The loss of beta cells in type 1 diabetes may involve protein kinases because they control cell growth, differentiation, and survival. Previous studies have revealed that GTK, a Src-like protein tyrosine kinase expressed in beta cells (also named Bsk/Iyk), regulates multiple responses including growth and survival of rat insulinoma cells (RINm5F) and differentiation of neuronal PC12 cells. In the present study, we have generated a transgenic mouse expressing a kinase active GTK mutant (GTK-Y504F) under the control of the rat insulin I promoter to establish a role of GTK in beta cells.


Control and GTK-transgenic CBA mice were used for determination of in vivo glucose tolerance and the relative insulin-positive area. Isolated islets from both groups were cultured in the absence and presence of cytokines and insulin secretion, viability and protein expression were assessed.
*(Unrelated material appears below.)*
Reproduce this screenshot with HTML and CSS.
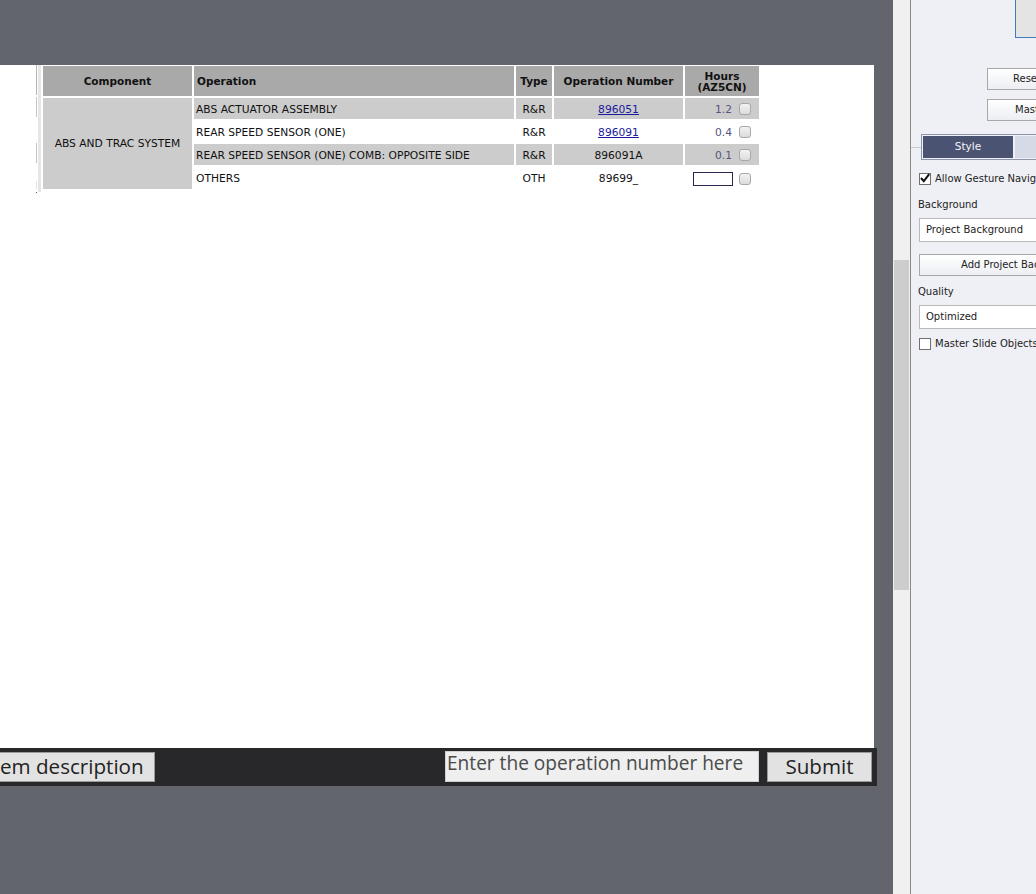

The beta-cell mass of GTK-transgenic mice was increased as a consequence of a larger pancreas and an increased relative beta-cell area. Islets isolated from the transgenic animals exhibited an enhanced glucose-induced insulin release and reduced viability in response to cytokines that could not be explained by higher levels of nitric oxide (NO) compared with control islets. Extracellular signal-regulated kinase (ERK) 1/2, p38 mitogen-activated protein kinase (MAPK), c-Jun NH2-terminal kinase (JNK), and Akt were all activated by cytokines, but GTK-transgenic islets contained higher basal levels of phosphorylated ERK1/2 and lower basal levels of phosphorylated p38 compared with the control islets. The total amount of activated MAPKs was, however, higher in the cytokine-stimulated transgenic islets compared with the control islets due to increased levels of phospho-ERK1/2. Moreover, the proline-rich tyrosine kinase (PYK) 2 (also named RAFTK/CAK beta/CADTK) levels were elevated in response to a 24-hr exposure to cytokines in control islets but not in the GTK-transgenic islets.


These results suggest that although GTK increases the beta-cell mass, it also enhances islet cell death in response to cytokines and may thus be involved in the beta-cell damage in type 1 diabetes.